** start **
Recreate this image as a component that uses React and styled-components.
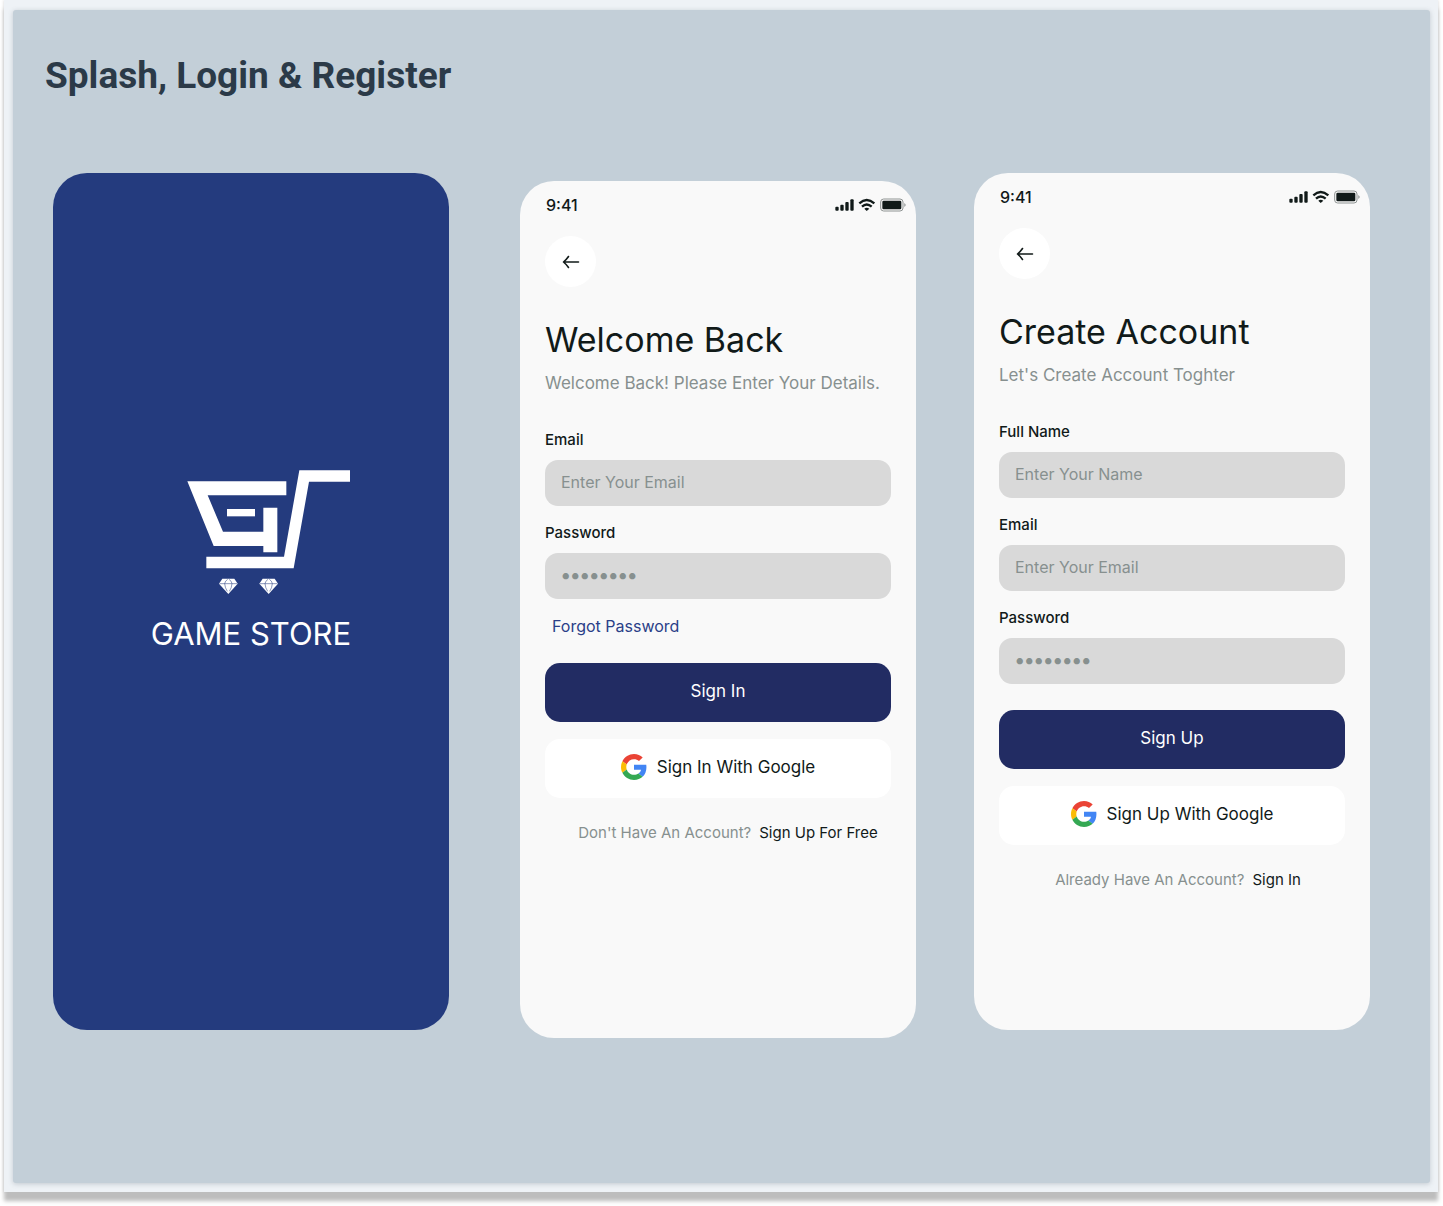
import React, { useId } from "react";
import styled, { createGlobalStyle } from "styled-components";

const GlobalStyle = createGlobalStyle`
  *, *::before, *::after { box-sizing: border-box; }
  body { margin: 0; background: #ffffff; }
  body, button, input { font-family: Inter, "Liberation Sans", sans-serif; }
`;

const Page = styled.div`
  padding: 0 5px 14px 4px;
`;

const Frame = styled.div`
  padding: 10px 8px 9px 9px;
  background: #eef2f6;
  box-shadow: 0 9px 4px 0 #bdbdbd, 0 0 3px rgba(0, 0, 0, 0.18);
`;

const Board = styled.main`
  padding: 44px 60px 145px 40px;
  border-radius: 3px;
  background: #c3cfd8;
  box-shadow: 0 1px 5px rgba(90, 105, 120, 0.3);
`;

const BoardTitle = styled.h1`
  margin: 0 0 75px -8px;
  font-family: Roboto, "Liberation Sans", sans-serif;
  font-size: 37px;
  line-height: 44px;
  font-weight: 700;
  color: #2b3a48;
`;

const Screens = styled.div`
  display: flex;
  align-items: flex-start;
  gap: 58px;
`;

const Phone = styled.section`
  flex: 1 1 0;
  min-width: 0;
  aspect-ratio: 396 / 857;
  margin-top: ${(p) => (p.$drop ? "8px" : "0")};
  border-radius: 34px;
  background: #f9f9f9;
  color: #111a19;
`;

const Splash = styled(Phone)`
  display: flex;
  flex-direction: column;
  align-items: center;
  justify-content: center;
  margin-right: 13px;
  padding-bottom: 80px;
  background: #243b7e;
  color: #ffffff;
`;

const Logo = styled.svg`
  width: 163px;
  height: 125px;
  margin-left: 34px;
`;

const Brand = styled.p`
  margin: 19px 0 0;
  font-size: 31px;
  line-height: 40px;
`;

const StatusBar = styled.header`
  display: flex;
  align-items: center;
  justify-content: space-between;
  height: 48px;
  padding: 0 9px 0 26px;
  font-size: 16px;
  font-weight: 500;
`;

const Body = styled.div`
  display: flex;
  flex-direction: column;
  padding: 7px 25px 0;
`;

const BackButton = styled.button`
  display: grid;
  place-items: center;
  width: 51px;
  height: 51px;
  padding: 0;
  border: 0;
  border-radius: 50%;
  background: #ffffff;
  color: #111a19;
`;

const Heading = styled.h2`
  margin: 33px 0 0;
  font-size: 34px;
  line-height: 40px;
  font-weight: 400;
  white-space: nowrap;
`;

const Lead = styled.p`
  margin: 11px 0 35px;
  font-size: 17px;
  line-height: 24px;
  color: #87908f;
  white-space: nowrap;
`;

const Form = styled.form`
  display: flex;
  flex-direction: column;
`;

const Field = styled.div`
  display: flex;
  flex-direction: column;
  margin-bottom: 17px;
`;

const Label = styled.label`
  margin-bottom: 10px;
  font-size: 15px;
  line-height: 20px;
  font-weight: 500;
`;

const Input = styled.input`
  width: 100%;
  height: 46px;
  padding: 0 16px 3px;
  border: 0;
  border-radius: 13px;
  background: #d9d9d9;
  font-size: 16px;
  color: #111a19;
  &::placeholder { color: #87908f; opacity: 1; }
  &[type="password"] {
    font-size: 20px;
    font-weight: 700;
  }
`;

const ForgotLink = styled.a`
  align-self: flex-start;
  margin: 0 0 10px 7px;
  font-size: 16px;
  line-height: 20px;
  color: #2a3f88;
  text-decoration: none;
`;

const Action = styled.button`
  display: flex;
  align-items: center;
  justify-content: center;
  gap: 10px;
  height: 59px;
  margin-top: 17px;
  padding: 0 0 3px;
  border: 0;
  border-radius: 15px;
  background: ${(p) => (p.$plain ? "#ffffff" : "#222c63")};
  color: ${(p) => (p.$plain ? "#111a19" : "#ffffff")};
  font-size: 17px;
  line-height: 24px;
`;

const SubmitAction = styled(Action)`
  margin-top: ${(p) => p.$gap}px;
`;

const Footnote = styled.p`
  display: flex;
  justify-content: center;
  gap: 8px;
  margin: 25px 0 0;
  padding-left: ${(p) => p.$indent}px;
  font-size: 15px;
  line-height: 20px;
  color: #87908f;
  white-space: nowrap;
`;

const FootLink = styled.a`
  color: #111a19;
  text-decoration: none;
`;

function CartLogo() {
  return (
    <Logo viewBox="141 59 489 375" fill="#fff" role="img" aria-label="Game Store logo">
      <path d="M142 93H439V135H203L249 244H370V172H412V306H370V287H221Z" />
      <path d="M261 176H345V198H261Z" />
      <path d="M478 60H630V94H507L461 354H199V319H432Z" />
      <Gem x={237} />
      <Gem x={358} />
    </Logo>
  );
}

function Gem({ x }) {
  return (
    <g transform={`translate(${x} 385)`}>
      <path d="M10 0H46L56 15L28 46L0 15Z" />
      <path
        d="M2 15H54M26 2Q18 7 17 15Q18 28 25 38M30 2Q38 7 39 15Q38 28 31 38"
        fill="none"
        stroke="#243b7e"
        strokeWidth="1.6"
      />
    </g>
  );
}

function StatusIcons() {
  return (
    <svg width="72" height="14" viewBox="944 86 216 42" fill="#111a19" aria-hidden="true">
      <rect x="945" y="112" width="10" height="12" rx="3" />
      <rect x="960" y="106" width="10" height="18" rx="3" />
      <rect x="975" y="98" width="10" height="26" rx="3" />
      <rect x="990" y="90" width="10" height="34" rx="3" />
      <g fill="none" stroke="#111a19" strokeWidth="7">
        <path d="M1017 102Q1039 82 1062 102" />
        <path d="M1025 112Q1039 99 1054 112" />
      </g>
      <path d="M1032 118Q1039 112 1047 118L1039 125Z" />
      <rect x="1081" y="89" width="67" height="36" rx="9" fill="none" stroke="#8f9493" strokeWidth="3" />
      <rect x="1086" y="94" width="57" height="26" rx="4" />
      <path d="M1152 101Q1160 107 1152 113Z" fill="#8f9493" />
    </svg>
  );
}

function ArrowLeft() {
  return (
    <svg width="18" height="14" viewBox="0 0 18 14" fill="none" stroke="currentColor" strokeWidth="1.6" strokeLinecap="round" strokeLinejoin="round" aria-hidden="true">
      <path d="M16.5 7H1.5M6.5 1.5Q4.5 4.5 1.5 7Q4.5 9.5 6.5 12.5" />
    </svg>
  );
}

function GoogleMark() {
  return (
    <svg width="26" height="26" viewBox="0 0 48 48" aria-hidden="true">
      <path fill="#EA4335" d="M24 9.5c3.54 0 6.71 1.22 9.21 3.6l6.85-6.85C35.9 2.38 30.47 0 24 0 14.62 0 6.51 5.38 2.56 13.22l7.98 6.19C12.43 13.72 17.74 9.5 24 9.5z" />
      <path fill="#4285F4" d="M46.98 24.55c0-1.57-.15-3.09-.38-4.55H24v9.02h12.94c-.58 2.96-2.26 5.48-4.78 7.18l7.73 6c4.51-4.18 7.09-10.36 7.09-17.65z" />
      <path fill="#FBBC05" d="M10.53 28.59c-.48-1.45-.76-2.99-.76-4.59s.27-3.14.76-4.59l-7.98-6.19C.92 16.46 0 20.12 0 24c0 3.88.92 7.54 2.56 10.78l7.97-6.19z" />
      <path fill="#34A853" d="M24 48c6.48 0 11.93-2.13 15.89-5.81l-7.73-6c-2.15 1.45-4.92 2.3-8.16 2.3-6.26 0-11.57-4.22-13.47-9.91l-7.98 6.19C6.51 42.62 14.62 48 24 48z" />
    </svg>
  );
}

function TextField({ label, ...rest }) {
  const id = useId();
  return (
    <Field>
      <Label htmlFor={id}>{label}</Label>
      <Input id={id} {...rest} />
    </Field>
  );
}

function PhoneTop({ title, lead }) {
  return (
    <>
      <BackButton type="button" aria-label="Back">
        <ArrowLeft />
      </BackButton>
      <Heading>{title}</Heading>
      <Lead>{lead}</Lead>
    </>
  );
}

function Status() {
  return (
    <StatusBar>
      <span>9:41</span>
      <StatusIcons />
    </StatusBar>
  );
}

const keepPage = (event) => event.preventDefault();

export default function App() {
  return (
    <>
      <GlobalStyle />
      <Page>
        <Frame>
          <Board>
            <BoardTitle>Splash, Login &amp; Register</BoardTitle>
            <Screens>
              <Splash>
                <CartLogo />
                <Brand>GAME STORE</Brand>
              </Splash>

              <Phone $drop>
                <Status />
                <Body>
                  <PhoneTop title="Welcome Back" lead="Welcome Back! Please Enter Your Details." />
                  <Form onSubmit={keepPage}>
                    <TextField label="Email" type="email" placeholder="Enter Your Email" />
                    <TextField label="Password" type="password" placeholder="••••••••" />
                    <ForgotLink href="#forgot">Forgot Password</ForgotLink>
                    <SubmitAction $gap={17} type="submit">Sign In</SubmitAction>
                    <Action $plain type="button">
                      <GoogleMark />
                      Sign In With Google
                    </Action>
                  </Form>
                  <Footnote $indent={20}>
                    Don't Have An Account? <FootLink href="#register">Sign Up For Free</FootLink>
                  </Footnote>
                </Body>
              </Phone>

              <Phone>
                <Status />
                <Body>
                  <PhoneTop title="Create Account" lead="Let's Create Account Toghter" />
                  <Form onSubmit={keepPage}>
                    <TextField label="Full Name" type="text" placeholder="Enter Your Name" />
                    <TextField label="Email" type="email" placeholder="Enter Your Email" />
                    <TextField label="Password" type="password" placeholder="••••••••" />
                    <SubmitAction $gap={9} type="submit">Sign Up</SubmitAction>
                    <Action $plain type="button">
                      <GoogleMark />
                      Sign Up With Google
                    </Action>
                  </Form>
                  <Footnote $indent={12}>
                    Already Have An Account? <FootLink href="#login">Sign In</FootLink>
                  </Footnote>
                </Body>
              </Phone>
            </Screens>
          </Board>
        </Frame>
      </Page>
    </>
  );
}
** end **
** start **
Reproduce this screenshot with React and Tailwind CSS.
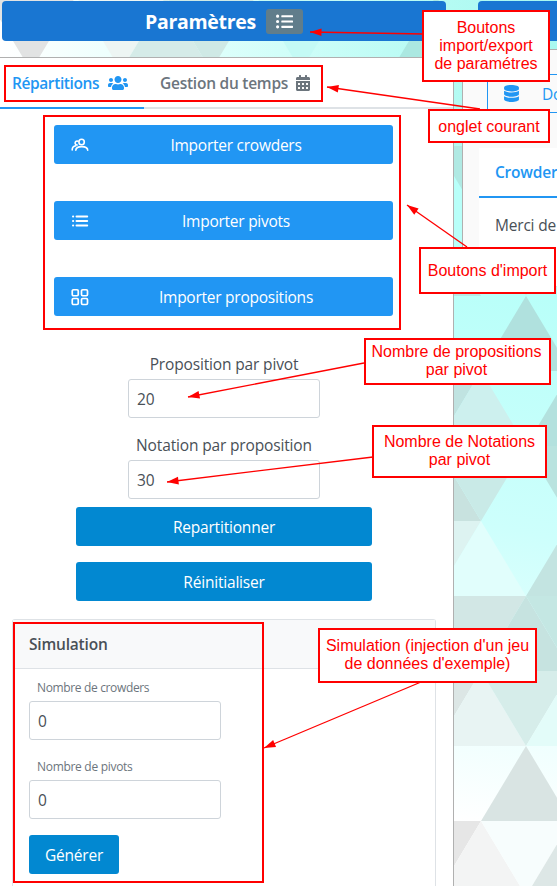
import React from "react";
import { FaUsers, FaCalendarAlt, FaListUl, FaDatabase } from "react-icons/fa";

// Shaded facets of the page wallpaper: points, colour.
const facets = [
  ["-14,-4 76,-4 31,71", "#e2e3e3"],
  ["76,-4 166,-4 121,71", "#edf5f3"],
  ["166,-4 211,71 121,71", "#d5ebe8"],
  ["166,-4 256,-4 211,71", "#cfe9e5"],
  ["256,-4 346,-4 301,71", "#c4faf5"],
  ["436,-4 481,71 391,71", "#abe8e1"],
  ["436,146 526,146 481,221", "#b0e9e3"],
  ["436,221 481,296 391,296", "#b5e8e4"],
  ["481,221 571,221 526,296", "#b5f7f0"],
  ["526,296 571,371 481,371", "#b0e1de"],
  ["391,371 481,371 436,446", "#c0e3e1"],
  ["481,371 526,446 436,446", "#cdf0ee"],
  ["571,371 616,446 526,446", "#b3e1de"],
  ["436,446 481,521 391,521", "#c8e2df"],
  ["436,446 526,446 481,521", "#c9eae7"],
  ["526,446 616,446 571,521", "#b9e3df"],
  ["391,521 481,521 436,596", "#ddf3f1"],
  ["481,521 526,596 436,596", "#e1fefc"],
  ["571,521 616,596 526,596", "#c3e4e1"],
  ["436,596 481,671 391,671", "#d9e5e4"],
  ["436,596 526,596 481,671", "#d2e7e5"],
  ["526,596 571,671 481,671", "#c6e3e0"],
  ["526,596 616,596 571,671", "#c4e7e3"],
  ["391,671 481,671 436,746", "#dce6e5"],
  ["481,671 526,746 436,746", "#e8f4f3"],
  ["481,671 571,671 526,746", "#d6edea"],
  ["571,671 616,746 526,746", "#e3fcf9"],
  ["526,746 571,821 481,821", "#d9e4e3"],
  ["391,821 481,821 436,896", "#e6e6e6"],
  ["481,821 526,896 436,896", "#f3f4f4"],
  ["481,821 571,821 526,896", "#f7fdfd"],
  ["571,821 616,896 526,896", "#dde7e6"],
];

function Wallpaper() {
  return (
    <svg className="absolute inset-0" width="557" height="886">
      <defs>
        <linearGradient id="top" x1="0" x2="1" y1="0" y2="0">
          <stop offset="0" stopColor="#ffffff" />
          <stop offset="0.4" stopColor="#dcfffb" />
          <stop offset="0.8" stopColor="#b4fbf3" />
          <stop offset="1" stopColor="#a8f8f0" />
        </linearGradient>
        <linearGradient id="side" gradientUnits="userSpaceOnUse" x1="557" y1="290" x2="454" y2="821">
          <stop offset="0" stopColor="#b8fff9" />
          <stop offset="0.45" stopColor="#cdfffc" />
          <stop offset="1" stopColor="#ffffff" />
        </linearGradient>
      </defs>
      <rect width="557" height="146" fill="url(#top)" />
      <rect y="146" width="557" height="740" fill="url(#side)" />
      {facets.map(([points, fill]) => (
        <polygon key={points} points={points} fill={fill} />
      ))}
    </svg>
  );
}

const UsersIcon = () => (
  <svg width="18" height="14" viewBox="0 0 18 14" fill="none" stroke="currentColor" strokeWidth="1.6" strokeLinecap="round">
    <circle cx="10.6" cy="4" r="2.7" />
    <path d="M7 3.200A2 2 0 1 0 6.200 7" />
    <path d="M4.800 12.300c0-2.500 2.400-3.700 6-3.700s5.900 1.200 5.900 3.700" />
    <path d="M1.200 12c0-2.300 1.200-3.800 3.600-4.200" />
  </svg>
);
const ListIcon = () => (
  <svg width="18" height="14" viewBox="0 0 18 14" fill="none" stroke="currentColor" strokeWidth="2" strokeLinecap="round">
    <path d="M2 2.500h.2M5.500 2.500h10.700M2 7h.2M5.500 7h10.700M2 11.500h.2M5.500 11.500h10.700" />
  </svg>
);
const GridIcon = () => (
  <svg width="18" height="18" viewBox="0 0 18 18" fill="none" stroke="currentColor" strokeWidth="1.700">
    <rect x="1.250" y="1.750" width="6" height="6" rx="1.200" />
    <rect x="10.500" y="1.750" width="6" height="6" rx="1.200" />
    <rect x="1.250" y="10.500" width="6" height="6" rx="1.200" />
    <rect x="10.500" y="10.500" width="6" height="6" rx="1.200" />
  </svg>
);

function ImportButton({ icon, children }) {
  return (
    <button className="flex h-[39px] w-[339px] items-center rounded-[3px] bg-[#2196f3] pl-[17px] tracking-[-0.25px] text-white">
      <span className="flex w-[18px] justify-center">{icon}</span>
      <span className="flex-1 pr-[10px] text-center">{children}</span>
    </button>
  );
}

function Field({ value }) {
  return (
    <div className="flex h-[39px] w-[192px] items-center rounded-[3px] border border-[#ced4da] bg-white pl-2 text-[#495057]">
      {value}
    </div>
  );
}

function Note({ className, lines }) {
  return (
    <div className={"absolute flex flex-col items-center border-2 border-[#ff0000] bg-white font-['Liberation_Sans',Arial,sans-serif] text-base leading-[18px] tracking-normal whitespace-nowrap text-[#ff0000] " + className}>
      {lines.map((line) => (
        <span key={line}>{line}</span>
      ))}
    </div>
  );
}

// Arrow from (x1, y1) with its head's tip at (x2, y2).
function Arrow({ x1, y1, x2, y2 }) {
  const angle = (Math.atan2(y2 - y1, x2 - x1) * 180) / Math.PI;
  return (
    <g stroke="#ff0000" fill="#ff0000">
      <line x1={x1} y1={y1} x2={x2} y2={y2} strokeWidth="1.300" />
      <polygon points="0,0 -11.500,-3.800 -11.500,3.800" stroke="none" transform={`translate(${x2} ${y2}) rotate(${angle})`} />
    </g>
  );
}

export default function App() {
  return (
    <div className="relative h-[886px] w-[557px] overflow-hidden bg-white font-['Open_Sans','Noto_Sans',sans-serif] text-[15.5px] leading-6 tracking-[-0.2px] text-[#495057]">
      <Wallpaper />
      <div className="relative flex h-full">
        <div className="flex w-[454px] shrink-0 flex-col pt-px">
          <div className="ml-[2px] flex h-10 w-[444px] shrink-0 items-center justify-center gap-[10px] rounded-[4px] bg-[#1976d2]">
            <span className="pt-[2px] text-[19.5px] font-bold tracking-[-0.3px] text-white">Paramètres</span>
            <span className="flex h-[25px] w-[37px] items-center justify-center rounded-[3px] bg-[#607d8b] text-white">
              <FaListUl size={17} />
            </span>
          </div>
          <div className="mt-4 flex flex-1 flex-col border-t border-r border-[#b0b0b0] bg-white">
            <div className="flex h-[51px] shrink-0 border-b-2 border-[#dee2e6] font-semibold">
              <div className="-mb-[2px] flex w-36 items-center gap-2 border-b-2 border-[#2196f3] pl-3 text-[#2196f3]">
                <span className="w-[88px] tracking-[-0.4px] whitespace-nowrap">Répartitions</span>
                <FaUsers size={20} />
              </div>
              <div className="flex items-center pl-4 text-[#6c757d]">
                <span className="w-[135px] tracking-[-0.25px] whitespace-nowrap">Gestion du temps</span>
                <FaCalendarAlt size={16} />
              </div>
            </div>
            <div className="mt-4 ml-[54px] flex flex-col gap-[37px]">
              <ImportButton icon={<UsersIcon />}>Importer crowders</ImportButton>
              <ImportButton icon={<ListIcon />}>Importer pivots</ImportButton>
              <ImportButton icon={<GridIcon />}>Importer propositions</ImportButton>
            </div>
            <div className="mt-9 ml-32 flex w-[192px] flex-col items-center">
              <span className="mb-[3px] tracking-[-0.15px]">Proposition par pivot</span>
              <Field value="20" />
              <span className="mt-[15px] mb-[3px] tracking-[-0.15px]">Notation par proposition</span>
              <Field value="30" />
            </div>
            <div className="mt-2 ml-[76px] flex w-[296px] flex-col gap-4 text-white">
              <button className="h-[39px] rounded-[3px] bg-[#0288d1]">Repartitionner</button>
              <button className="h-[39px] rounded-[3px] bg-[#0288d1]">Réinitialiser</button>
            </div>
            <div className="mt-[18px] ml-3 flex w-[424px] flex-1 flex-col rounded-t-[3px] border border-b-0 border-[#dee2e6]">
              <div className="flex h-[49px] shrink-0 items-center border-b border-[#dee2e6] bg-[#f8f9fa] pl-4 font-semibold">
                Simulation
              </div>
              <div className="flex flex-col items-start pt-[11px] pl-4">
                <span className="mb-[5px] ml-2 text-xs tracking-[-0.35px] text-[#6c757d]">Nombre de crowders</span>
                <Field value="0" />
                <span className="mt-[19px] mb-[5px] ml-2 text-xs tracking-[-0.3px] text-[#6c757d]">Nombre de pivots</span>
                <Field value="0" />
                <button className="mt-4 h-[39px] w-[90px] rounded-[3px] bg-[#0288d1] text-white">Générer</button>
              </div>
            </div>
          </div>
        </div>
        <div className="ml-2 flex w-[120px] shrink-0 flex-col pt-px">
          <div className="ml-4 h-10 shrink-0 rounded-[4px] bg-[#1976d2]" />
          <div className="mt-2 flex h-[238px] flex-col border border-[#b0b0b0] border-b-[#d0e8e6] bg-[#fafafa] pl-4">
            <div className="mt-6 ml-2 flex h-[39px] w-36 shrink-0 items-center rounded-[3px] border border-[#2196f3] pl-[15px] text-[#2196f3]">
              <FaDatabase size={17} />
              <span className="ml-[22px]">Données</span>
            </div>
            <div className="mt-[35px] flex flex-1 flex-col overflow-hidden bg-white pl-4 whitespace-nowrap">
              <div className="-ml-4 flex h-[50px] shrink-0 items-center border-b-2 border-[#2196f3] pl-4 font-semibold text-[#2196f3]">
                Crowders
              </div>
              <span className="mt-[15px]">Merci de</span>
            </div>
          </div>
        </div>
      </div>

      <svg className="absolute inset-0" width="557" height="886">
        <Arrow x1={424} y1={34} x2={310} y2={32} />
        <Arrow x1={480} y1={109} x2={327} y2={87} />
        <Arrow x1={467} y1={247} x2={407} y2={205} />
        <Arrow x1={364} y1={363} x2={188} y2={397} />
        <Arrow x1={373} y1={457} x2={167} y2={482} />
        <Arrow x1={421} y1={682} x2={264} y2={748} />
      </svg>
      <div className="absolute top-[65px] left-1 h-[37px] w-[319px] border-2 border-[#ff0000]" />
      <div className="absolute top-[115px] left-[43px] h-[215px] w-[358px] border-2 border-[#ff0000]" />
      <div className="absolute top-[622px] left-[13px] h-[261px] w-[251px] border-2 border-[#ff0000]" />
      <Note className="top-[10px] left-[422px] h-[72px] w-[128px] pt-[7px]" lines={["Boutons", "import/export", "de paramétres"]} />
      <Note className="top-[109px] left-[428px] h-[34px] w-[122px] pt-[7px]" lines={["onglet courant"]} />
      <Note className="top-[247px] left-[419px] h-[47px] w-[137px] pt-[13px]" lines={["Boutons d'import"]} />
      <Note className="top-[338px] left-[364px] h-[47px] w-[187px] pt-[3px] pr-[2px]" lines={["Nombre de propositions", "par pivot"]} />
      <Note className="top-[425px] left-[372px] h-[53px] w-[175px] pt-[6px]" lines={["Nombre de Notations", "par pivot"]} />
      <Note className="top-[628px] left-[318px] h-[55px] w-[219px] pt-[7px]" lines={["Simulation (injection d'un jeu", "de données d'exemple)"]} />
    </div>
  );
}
** end **
* EXERCISE REQUIREMENTS
Leaving out all pictures, set down exactly the lines of the material above, from the line with "Reproduce this screenshot" to the line with "FaCalendarAlt, FaListUl, FaDatabase" inclusive, and no others.

* SOLUTION TO THIS EXERCISE
Reproduce this screenshot with React and Tailwind CSS.
import React from "react";
import { FaUsers, FaCalendarAlt, FaListUl, FaDatabase } from "react-icons/fa";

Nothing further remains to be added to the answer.